Some people told me "pattern Recognizing" will help but I have no time to move with it, I got only 4 months and I am not a Math person. Anyway, if this can be easily used with video OpenCV, then I can think about it.
No, you don't have to reinvent the wheel. There are plenty of examples over net to detect moving objects
you can google about motion.
The simple method to accomplish this is just detecting back ground, having the reference of previous frame and subtracting the new frame. the subtracted image will contain the information about the regions of motion or any thing that changed on the screen(frame)

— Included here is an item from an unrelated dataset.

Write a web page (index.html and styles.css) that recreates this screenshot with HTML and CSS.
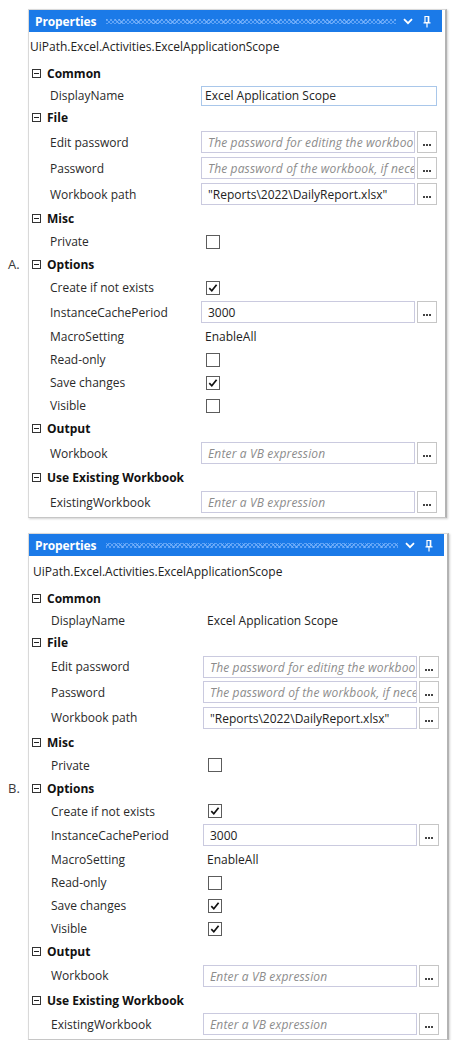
FILE: index.html
```html
<!DOCTYPE html>
<html>
<head>
<meta charset="utf-8">
<link rel="stylesheet" href="styles.css">
</head>
<body>
<div class="page">

  <div class="panel panel-a">
    <div class="titlebar">
      <span class="title">Properties</span>
      <span class="grip"></span>
      <svg class="chev" width="10" height="7" viewBox="0 0 10 7"><path d="M1 1.2 5 5.2 9 1.2" fill="none" stroke="#fff" stroke-width="1.8"/></svg>
      <svg class="pin" width="8" height="13" viewBox="0 0 8 13"><path d="M2 1.5h3.5v6H2z" fill="none" stroke="#fff" stroke-width="1.2"/><path d="M5.5 1v7" stroke="#fff" stroke-width="1.6"/><path d="M0.5 7.8h7M4 8v4.5" stroke="#fff" stroke-width="1.2"/></svg>
    </div>
    <div class="typename">UiPath.Excel.Activities.ExcelApplicationScope</div>

    <div class="cat"><svg class="tog" width="9" height="9" viewBox="0 0 9 9"><rect x="0.5" y="0.5" width="8" height="8" fill="#fff" stroke="#333"/><path d="M2 4.5h5" stroke="#222"/></svg>Common</div>
    <div class="prop short"><span class="lbl">DisplayName</span><div class="val"><div class="field focus">Excel Application Scope</div></div></div>

    <div class="cat"><svg class="tog" width="9" height="9" viewBox="0 0 9 9"><rect x="0.5" y="0.5" width="8" height="8" fill="#fff" stroke="#333"/><path d="M2 4.5h5" stroke="#222"/></svg>File</div>
    <div class="prop in"><span class="lbl">Edit password</span><div class="val"><div class="field ph">The password for editing the workboo</div><div class="btn"><svg width="8" height="2" viewBox="0 0 8 2"><path d="M0 0h2v2H0zM3 0h2v2H3zM6 0h2v2H6z" fill="#444"/></svg></div></div></div>
    <div class="prop in"><span class="lbl">Password</span><div class="val"><div class="field ph">The password of the workbook, if nece</div><div class="btn"><svg width="8" height="2" viewBox="0 0 8 2"><path d="M0 0h2v2H0zM3 0h2v2H3zM6 0h2v2H6z" fill="#444"/></svg></div></div></div>
    <div class="prop in"><span class="lbl">Workbook path</span><div class="val"><div class="field">"Reports\2022\DailyReport.xlsx"</div><div class="btn"><svg width="8" height="2" viewBox="0 0 8 2"><path d="M0 0h2v2H0zM3 0h2v2H3zM6 0h2v2H6z" fill="#444"/></svg></div></div></div>

    <div class="cat"><svg class="tog" width="9" height="9" viewBox="0 0 9 9"><rect x="0.5" y="0.5" width="8" height="8" fill="#fff" stroke="#333"/><path d="M2 4.5h5" stroke="#222"/></svg>Misc</div>
    <div class="prop"><span class="lbl">Private</span><div class="val"><span class="cb"></span></div></div>

    <div class="cat"><span class="marker">A.</span><svg class="tog" width="9" height="9" viewBox="0 0 9 9"><rect x="0.5" y="0.5" width="8" height="8" fill="#fff" stroke="#333"/><path d="M2 4.5h5" stroke="#222"/></svg>Options</div>
    <div class="prop"><span class="lbl">Create if not exists</span><div class="val"><span class="cb"><svg width="12" height="12" viewBox="0 0 12 12"><path d="M2.3 6.2 4.8 8.8 9.6 2.8" fill="none" stroke="#111" stroke-width="1.7"/></svg></span></div></div>
    <div class="prop in"><span class="lbl">InstanceCachePeriod</span><div class="val"><div class="field">3000</div><div class="btn"><svg width="8" height="2" viewBox="0 0 8 2"><path d="M0 0h2v2H0zM3 0h2v2H3zM6 0h2v2H6z" fill="#444"/></svg></div></div></div>
    <div class="prop"><span class="lbl">MacroSetting</span><div class="val"><span class="txt">EnableAll</span></div></div>
    <div class="prop"><span class="lbl">Read-only</span><div class="val"><span class="cb"></span></div></div>
    <div class="prop"><span class="lbl">Save changes</span><div class="val"><span class="cb"><svg width="12" height="12" viewBox="0 0 12 12"><path d="M2.3 6.2 4.8 8.8 9.6 2.8" fill="none" stroke="#111" stroke-width="1.7"/></svg></span></div></div>
    <div class="prop"><span class="lbl">Visible</span><div class="val"><span class="cb"></span></div></div>

    <div class="cat"><svg class="tog" width="9" height="9" viewBox="0 0 9 9"><rect x="0.5" y="0.5" width="8" height="8" fill="#fff" stroke="#333"/><path d="M2 4.5h5" stroke="#222"/></svg>Output</div>
    <div class="prop in"><span class="lbl">Workbook</span><div class="val"><div class="field ph">Enter a VB expression</div><div class="btn"><svg width="8" height="2" viewBox="0 0 8 2"><path d="M0 0h2v2H0zM3 0h2v2H3zM6 0h2v2H6z" fill="#444"/></svg></div></div></div>

    <div class="cat"><svg class="tog" width="9" height="9" viewBox="0 0 9 9"><rect x="0.5" y="0.5" width="8" height="8" fill="#fff" stroke="#333"/><path d="M2 4.5h5" stroke="#222"/></svg>Use Existing Workbook</div>
    <div class="prop in"><span class="lbl">ExistingWorkbook</span><div class="val"><div class="field ph">Enter a VB expression</div><div class="btn"><svg width="8" height="2" viewBox="0 0 8 2"><path d="M0 0h2v2H0zM3 0h2v2H3zM6 0h2v2H6z" fill="#444"/></svg></div></div></div>
  </div>

  <div class="panel panel-b">
    <div class="titlebar">
      <span class="title">Properties</span>
      <span class="grip"></span>
      <svg class="chev" width="10" height="7" viewBox="0 0 10 7"><path d="M1 1.2 5 5.2 9 1.2" fill="none" stroke="#fff" stroke-width="1.8"/></svg>
      <svg class="pin" width="8" height="13" viewBox="0 0 8 13"><path d="M2 1.5h3.5v6H2z" fill="none" stroke="#fff" stroke-width="1.2"/><path d="M5.5 1v7" stroke="#fff" stroke-width="1.6"/><path d="M0.5 7.8h7M4 8v4.5" stroke="#fff" stroke-width="1.2"/></svg>
    </div>
    <div class="typename">UiPath.Excel.Activities.ExcelApplicationScope</div>

    <div class="cat"><svg class="tog" width="9" height="9" viewBox="0 0 9 9"><rect x="0.5" y="0.5" width="8" height="8" fill="#fff" stroke="#333"/><path d="M2 4.5h5" stroke="#222"/></svg>Common</div>
    <div class="prop short"><span class="lbl">DisplayName</span><div class="val"><span class="txt">Excel Application Scope</span></div></div>

    <div class="cat"><svg class="tog" width="9" height="9" viewBox="0 0 9 9"><rect x="0.5" y="0.5" width="8" height="8" fill="#fff" stroke="#333"/><path d="M2 4.5h5" stroke="#222"/></svg>File</div>
    <div class="prop in"><span class="lbl">Edit password</span><div class="val"><div class="field ph">The password for editing the workboo</div><div class="btn"><svg width="8" height="2" viewBox="0 0 8 2"><path d="M0 0h2v2H0zM3 0h2v2H3zM6 0h2v2H6z" fill="#444"/></svg></div></div></div>
    <div class="prop in"><span class="lbl">Password</span><div class="val"><div class="field ph">The password of the workbook, if nece</div><div class="btn"><svg width="8" height="2" viewBox="0 0 8 2"><path d="M0 0h2v2H0zM3 0h2v2H3zM6 0h2v2H6z" fill="#444"/></svg></div></div></div>
    <div class="prop in"><span class="lbl">Workbook path</span><div class="val"><div class="field">"Reports\2022\DailyReport.xlsx"</div><div class="btn"><svg width="8" height="2" viewBox="0 0 8 2"><path d="M0 0h2v2H0zM3 0h2v2H3zM6 0h2v2H6z" fill="#444"/></svg></div></div></div>

    <div class="cat"><svg class="tog" width="9" height="9" viewBox="0 0 9 9"><rect x="0.5" y="0.5" width="8" height="8" fill="#fff" stroke="#333"/><path d="M2 4.5h5" stroke="#222"/></svg>Misc</div>
    <div class="prop"><span class="lbl">Private</span><div class="val"><span class="cb"></span></div></div>

    <div class="cat"><span class="marker">B.</span><svg class="tog" width="9" height="9" viewBox="0 0 9 9"><rect x="0.5" y="0.5" width="8" height="8" fill="#fff" stroke="#333"/><path d="M2 4.5h5" stroke="#222"/></svg>Options</div>
    <div class="prop"><span class="lbl">Create if not exists</span><div class="val"><span class="cb"><svg width="12" height="12" viewBox="0 0 12 12"><path d="M2.3 6.2 4.8 8.8 9.6 2.8" fill="none" stroke="#111" stroke-width="1.7"/></svg></span></div></div>
    <div class="prop in"><span class="lbl">InstanceCachePeriod</span><div class="val"><div class="field">3000</div><div class="btn"><svg width="8" height="2" viewBox="0 0 8 2"><path d="M0 0h2v2H0zM3 0h2v2H3zM6 0h2v2H6z" fill="#444"/></svg></div></div></div>
    <div class="prop"><span class="lbl">MacroSetting</span><div class="val"><span class="txt">EnableAll</span></div></div>
    <div class="prop"><span class="lbl">Read-only</span><div class="val"><span class="cb"></span></div></div>
    <div class="prop"><span class="lbl">Save changes</span><div class="val"><span class="cb"><svg width="12" height="12" viewBox="0 0 12 12"><path d="M2.3 6.2 4.8 8.8 9.6 2.8" fill="none" stroke="#111" stroke-width="1.7"/></svg></span></div></div>
    <div class="prop"><span class="lbl">Visible</span><div class="val"><span class="cb"><svg width="12" height="12" viewBox="0 0 12 12"><path d="M2.3 6.2 4.8 8.8 9.6 2.8" fill="none" stroke="#111" stroke-width="1.7"/></svg></span></div></div>

    <div class="cat"><svg class="tog" width="9" height="9" viewBox="0 0 9 9"><rect x="0.5" y="0.5" width="8" height="8" fill="#fff" stroke="#333"/><path d="M2 4.5h5" stroke="#222"/></svg>Output</div>
    <div class="prop in"><span class="lbl">Workbook</span><div class="val"><div class="field ph">Enter a VB expression</div><div class="btn"><svg width="8" height="2" viewBox="0 0 8 2"><path d="M0 0h2v2H0zM3 0h2v2H3zM6 0h2v2H6z" fill="#444"/></svg></div></div></div>

    <div class="cat"><svg class="tog" width="9" height="9" viewBox="0 0 9 9"><rect x="0.5" y="0.5" width="8" height="8" fill="#fff" stroke="#333"/><path d="M2 4.5h5" stroke="#222"/></svg>Use Existing Workbook</div>
    <div class="prop in"><span class="lbl">ExistingWorkbook</span><div class="val"><div class="field ph">Enter a VB expression</div><div class="btn"><svg width="8" height="2" viewBox="0 0 8 2"><path d="M0 0h2v2H0zM3 0h2v2H3zM6 0h2v2H6z" fill="#444"/></svg></div></div></div>
  </div>

</div>
</body>
</html>
```

FILE: styles.css
```css
html, body {
  margin: 0;
  background: #ffffff;
}
body {
  font-family: "Open Sans", "Noto Sans", sans-serif;
  font-size: 12px;
  color: #2a2a2a;
}
.page {
  padding: 9px 0 0 28px;
  display: flex;
  flex-direction: column;
  gap: 15px;
}
.panel {
  width: 419px;
  box-sizing: border-box;
  border: 1px solid #d9d9d9;
  border-right: 2px solid #b3b3b3;
  border-bottom-color: #c6c6c6;
  box-shadow: 1px 1px 2px rgba(0, 0, 0, 0.18);
  padding-bottom: 2px;
  background: #fff;
}
.panel-b {
  width: 421px;
}
.titlebar {
  height: 22px;
  margin-right: 3px;
  background: #1b7ae8;
  display: flex;
  align-items: center;
  padding-left: 6px;
  color: #fff;
}
.title {
  font-weight: 700;
  font-size: 12px;
  letter-spacing: -0.1px;
}
.grip {
  flex: 1;
  height: 5px;
  margin: 1px 7px 0 10px;
  background-image:
    repeating-linear-gradient(45deg, rgba(140, 190, 255, 0.6) 0 1px, transparent 1px 3px),
    repeating-linear-gradient(-45deg, rgba(140, 190, 255, 0.6) 0 1px, transparent 1px 3px);
}
.chev {
  margin-right: 10px;
}
.pin {
  margin-right: 11px;
}
.typename {
  height: 30px;
  line-height: 30px;
  padding-left: 1px;
  color: #222;
}
.panel-b .typename {
  height: 31px;
  line-height: 31px;
  padding-left: 4px;
}
.cat {
  position: relative;
  height: 23px;
  display: flex;
  align-items: center;
  gap: 6px;
  padding-left: 3px;
  font-weight: 700;
  color: #111;
}
.marker {
  position: absolute;
  left: -21px;
  top: 2px;
  font-weight: 400;
  font-size: 13px;
  color: #3a3a3a;
}
.prop {
  display: grid;
  grid-template-columns: 151px 1fr;
  align-items: center;
  height: 23px;
  padding: 0 8px 0 21px;
}
.panel-b .prop {
  grid-template-columns: 152px 1fr;
  padding: 0 8px 0 22px;
}
.prop.in {
  height: 26px;
}
.panel-b .prop.in {
  height: 25.5px;
}
.prop.short {
  height: 21px;
}
.lbl {
  white-space: nowrap;
  color: #2a2a2a;
}
.val {
  display: flex;
  align-items: center;
  gap: 2px;
  min-width: 0;
}
.field {
  flex: 1;
  min-width: 0;
  height: 22px;
  box-sizing: border-box;
  border: 1px solid #cacadf;
  padding: 0 4px 0 6px;
  line-height: 21px;
  white-space: nowrap;
  overflow: hidden;
  color: #222;
}
.field.ph {
  font-style: italic;
  color: #8c8c8c;
  letter-spacing: 0.15px;
}
.field.focus {
  height: 20px;
  line-height: 18px;
  padding: 0 3px;
  border-color: #a9c7ea;
}
.btn {
  width: 20px;
  height: 22px;
  box-sizing: border-box;
  border: 1px solid #c6c6c6;
  display: flex;
  align-items: flex-end;
  justify-content: center;
  padding-bottom: 6px;
}
.btn svg {
  display: block;
}
.cb {
  width: 14px;
  height: 14px;
  box-sizing: border-box;
  border: 1px solid #5c5c5c;
  margin-left: 5px;
  display: flex;
  align-items: center;
  justify-content: center;
}
.cb svg {
  display: block;
}
.txt {
  padding-left: 4px;
  color: #222;
  white-space: nowrap;
}
```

About detecting the objects, You can rectify the regions according to the motion and you can specify the threshold value of motion and the can grab the objects by binarization
Look into background/foreground segmentation methods. They are used to segment out (detect) moving objects by using statistical methods to estimate background. OpenCV version 2.4.5 offers a number of different implementations for background subtraction, namely
BackgroundSubtractorMOG
BackgroundSubtractorMOG2
FGDStatModel
MOG_GPU
MOG2_GPU VIBE_GPU <- listed under non-free functionality
GMG_GPU
There is a demo source code bgfg_segm.cpp located in {opencv_folder}\samples\gpu. The demo shows usage and displays output for the segmentation classes (on GPU). There is also a similar demo for CPU, just look for it. GPU-based classes offer real-time performance.
The approach will output objects as contours or as masks. After detection you can remove some false positives and noise by applying morphological operations, such as dilation and erosion. In addition, you can only keep contours that has an area large enough (so that leaves, which are small, might be filtered out).